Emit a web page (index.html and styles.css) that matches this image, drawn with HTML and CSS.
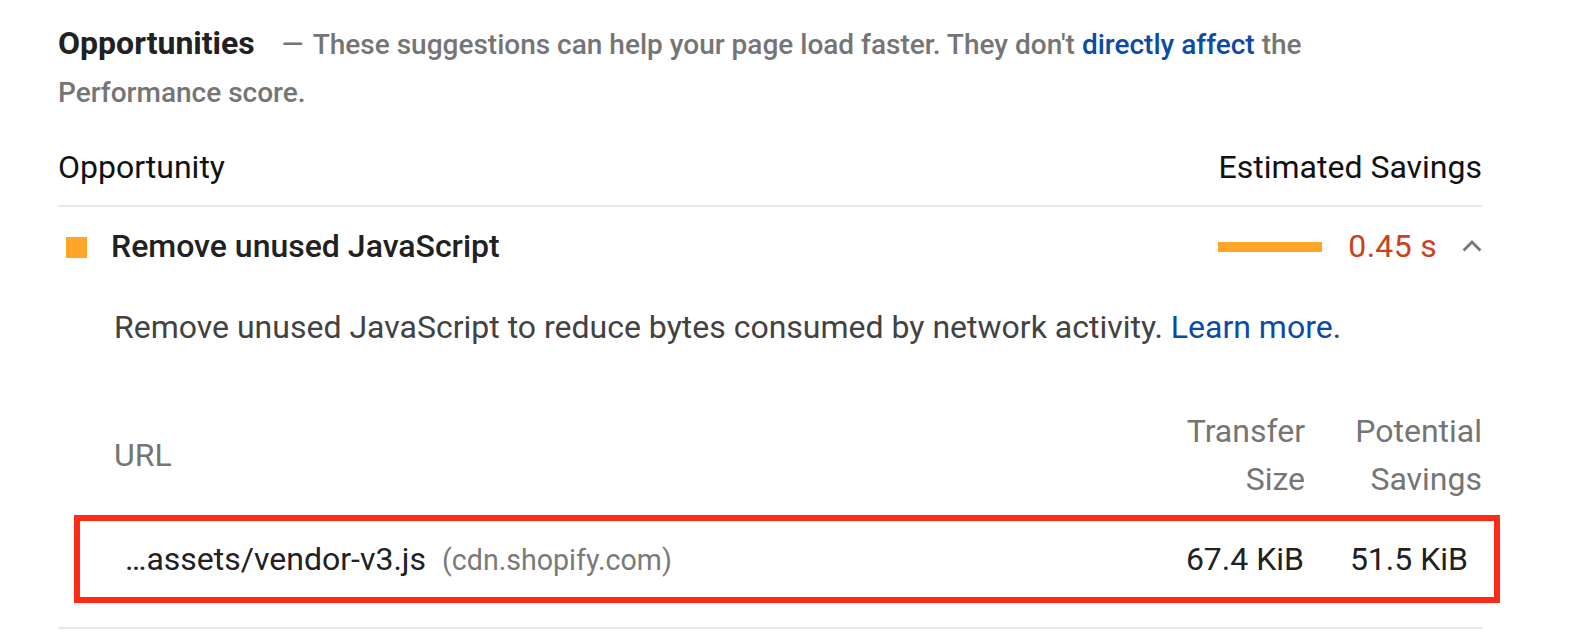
FILE: index.html
```html
<!DOCTYPE html>
<html lang="en">
<head>
<meta charset="utf-8">
<title>Opportunities</title>
<link rel="stylesheet" href="styles.css">
</head>
<body>
<section class="group">
  <div class="group-header"><span class="group-title">Opportunities</span><span class="group-desc"><span class="dash">—</span> These suggestions can help your page load faster. They don't <a class="link">directly affect</a> the Performance score.</span></div>

  <div class="table-head">
    <span>Opportunity</span>
    <span>Estimated Savings</span>
  </div>

  <div class="audit">
    <div class="audit-summary">
      <span class="score-icon"></span>
      <span class="audit-title">Remove unused JavaScript</span>
      <span class="bar"></span>
      <span class="display">0.45 s</span>
      <svg class="chevron" viewBox="0 0 20 12" width="20" height="12" aria-hidden="true"><polyline points="1.6,10.4 10,2 18.4,10.4" fill="none" stroke="#757575" stroke-width="2.8"/></svg>
    </div>

    <div class="audit-details">
      <p class="audit-desc">Remove unused JavaScript to reduce bytes consumed by network activity. <a class="link">Learn more</a>.</p>

      <div class="details-head">
        <div class="th-url">URL</div>
        <div class="th-num th-size">Transfer Size</div>
        <div class="th-num th-savings">Potential Savings</div>
      </div>

      <div class="details-row">
        <div class="td-url"><span class="url-path">…assets/vendor-v3.js</span><span class="url-host">(cdn.shopify.com)</span></div>
        <div class="td-num td-size">67.4 KiB</div>
        <div class="td-num td-savings">51.5 KiB</div>
      </div>
    </div>
  </div>
</section>
</body>
</html>
```

FILE: styles.css
```css
body {
  margin: 0;
  background: #ffffff;
  color: #212121;
  font-family: Roboto, "Liberation Sans", sans-serif;
}

.group {
  width: 1424px;
  margin-left: 58px;
  padding-top: 19px;
}

.group-header {
  max-width: 1340px;
  font-size: 28px;
  line-height: 48px;
  font-weight: 500;
  color: #757575;
}

.group-title {
  font-size: 32px;
  font-weight: 700;
  color: #212121;
}

.group-desc {
  margin-left: 27px;
}

.dash {
  margin-right: 3px;
}

.link {
  color: #0b4aa5;
  text-decoration: none;
}

.table-head {
  display: flex;
  justify-content: space-between;
  margin-top: 26px;
  padding-bottom: 14px;
  border-bottom: 2px solid #e8e8e8;
  font-size: 32px;
  line-height: 48px;
  color: #111111;
}

.audit {
  padding-bottom: 24px;
  border-bottom: 2px solid #e8e8e8;
}

.audit-summary {
  display: flex;
  align-items: center;
  padding-top: 15px;
  font-size: 32px;
  line-height: 48px;
}

.score-icon {
  width: 21px;
  height: 21px;
  margin: 3px 24px 0 8px;
  background: #ffa52a;
}

.audit-title {
  flex: 1;
  font-weight: 500;
  color: #212121;
}

.bar {
  width: 104px;
  height: 10px;
  margin-top: 2px;
  margin-right: 26px;
  background: #ffa52a;
}

.display {
  color: #c9421a;
  letter-spacing: 0.3px;
}

.chevron {
  margin: 0 0 0 25px;
}

.audit-details {
  padding-left: 56px;
  font-size: 32px;
  line-height: 48px;
}

.audit-desc {
  margin: 33px 0 0;
  color: #424242;
}

.details-head {
  display: flex;
  align-items: center;
  margin-top: 56px;
  color: #757575;
}

.th-url {
  flex: 1;
}

.th-num,
.td-num {
  text-align: right;
}

.th-size {
  width: 130px;
}

.th-savings {
  width: 177px;
}

.details-row {
  display: flex;
  margin: 12px -18px 0 -40px;
  padding: 14px 26px 13px 45px;
  border: 6px solid #fd2b17;
  color: #212121;
}

.td-url {
  flex: 1;
}

.url-host {
  margin-left: 16px;
  font-size: 28.6px;
  color: #7a7a7a;
}

.td-size {
  width: 130px;
}

.td-savings {
  width: 164px;
}
```
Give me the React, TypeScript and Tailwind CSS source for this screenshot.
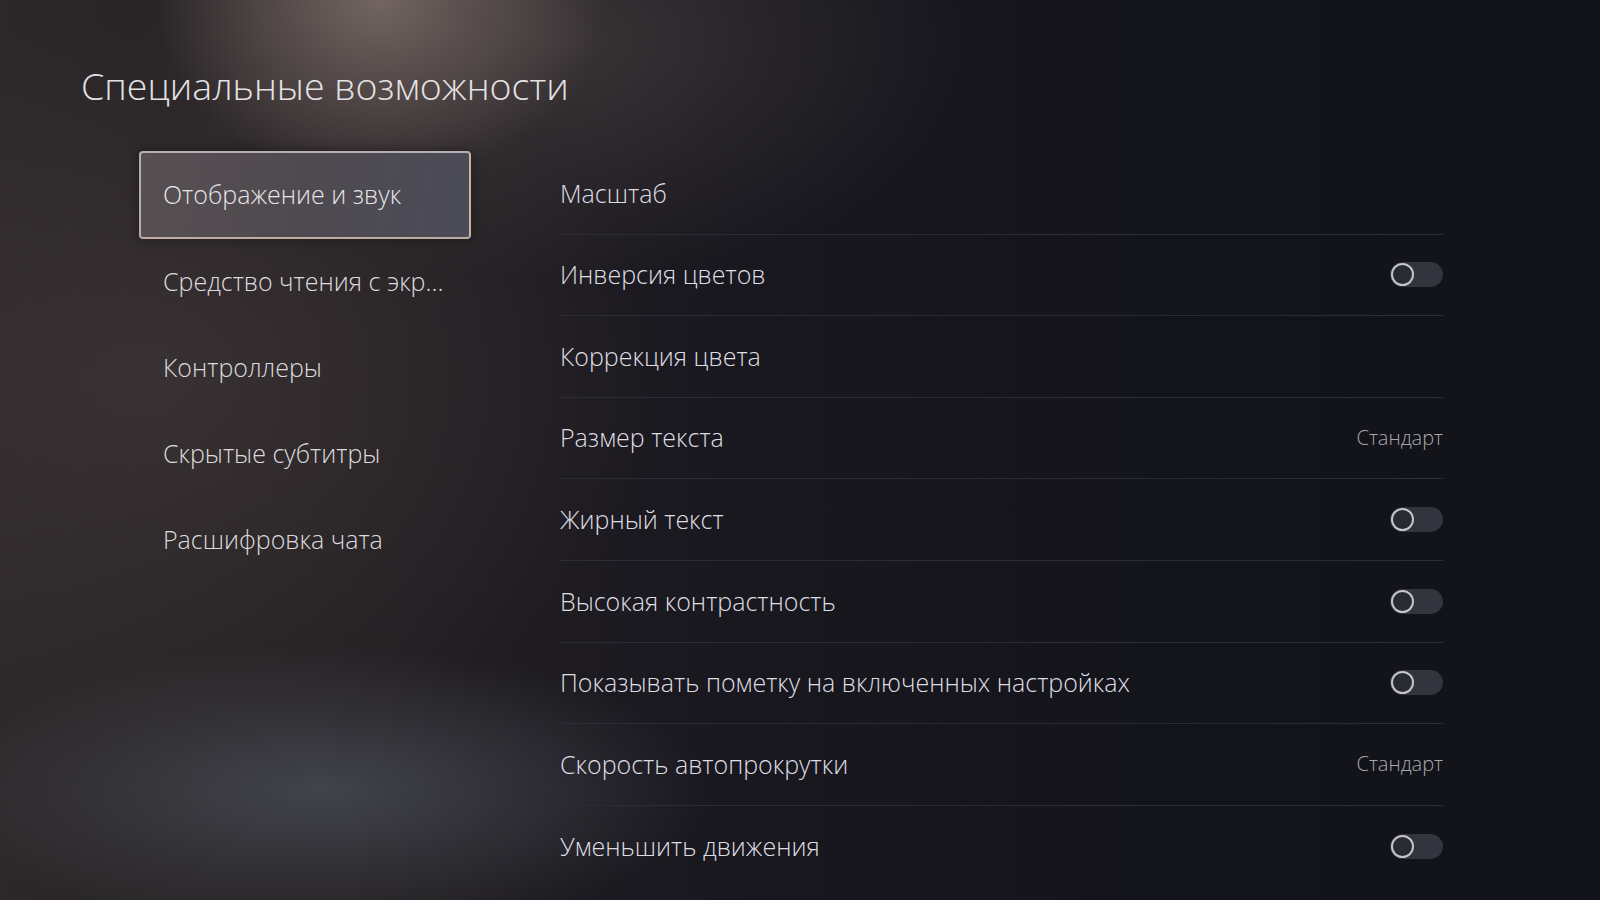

● ● ●

Without the pictures, transcribe the listing above exactly.

COMPLETED TASK
Emit a web page (index.html and styles.css) that matches this image, drawn with HTML and CSS.
FILE: index.html
```html
<!DOCTYPE html>
<html lang="en">
<head>
<meta charset="utf-8">
<title>Opportunities</title>
<link rel="stylesheet" href="styles.css">
</head>
<body>
<section class="group">
  <div class="group-header"><span class="group-title">Opportunities</span><span class="group-desc"><span class="dash">—</span> These suggestions can help your page load faster. They don't <a class="link">directly affect</a> the Performance score.</span></div>

  <div class="table-head">
    <span>Opportunity</span>
    <span>Estimated Savings</span>
  </div>

  <div class="audit">
    <div class="audit-summary">
      <span class="score-icon"></span>
      <span class="audit-title">Remove unused JavaScript</span>
      <span class="bar"></span>
      <span class="display">0.45 s</span>
      <svg class="chevron" viewBox="0 0 20 12" width="20" height="12" aria-hidden="true"><polyline points="1.6,10.4 10,2 18.4,10.4" fill="none" stroke="#757575" stroke-width="2.8"/></svg>
    </div>

    <div class="audit-details">
      <p class="audit-desc">Remove unused JavaScript to reduce bytes consumed by network activity. <a class="link">Learn more</a>.</p>

      <div class="details-head">
        <div class="th-url">URL</div>
        <div class="th-num th-size">Transfer Size</div>
        <div class="th-num th-savings">Potential Savings</div>
      </div>

      <div class="details-row">
        <div class="td-url"><span class="url-path">…assets/vendor-v3.js</span><span class="url-host">(cdn.shopify.com)</span></div>
        <div class="td-num td-size">67.4 KiB</div>
        <div class="td-num td-savings">51.5 KiB</div>
      </div>
    </div>
  </div>
</section>
</body>
</html>
```

FILE: styles.css
```css
body {
  margin: 0;
  background: #ffffff;
  color: #212121;
  font-family: Roboto, "Liberation Sans", sans-serif;
}

.group {
  width: 1424px;
  margin-left: 58px;
  padding-top: 19px;
}

.group-header {
  max-width: 1340px;
  font-size: 28px;
  line-height: 48px;
  font-weight: 500;
  color: #757575;
}

.group-title {
  font-size: 32px;
  font-weight: 700;
  color: #212121;
}

.group-desc {
  margin-left: 27px;
}

.dash {
  margin-right: 3px;
}

.link {
  color: #0b4aa5;
  text-decoration: none;
}

.table-head {
  display: flex;
  justify-content: space-between;
  margin-top: 26px;
  padding-bottom: 14px;
  border-bottom: 2px solid #e8e8e8;
  font-size: 32px;
  line-height: 48px;
  color: #111111;
}

.audit {
  padding-bottom: 24px;
  border-bottom: 2px solid #e8e8e8;
}

.audit-summary {
  display: flex;
  align-items: center;
  padding-top: 15px;
  font-size: 32px;
  line-height: 48px;
}

.score-icon {
  width: 21px;
  height: 21px;
  margin: 3px 24px 0 8px;
  background: #ffa52a;
}

.audit-title {
  flex: 1;
  font-weight: 500;
  color: #212121;
}

.bar {
  width: 104px;
  height: 10px;
  margin-top: 2px;
  margin-right: 26px;
  background: #ffa52a;
}

.display {
  color: #c9421a;
  letter-spacing: 0.3px;
}

.chevron {
  margin: 0 0 0 25px;
}

.audit-details {
  padding-left: 56px;
  font-size: 32px;
  line-height: 48px;
}

.audit-desc {
  margin: 33px 0 0;
  color: #424242;
}

.details-head {
  display: flex;
  align-items: center;
  margin-top: 56px;
  color: #757575;
}

.th-url {
  flex: 1;
}

.th-num,
.td-num {
  text-align: right;
}

.th-size {
  width: 130px;
}

.th-savings {
  width: 177px;
}

.details-row {
  display: flex;
  margin: 12px -18px 0 -40px;
  padding: 14px 26px 13px 45px;
  border: 6px solid #fd2b17;
  color: #212121;
}

.td-url {
  flex: 1;
}

.url-host {
  margin-left: 16px;
  font-size: 28.6px;
  color: #7a7a7a;
}

.td-size {
  width: 130px;
}

.td-savings {
  width: 164px;
}
```
Give me the React, TypeScript and Tailwind CSS source for this screenshot.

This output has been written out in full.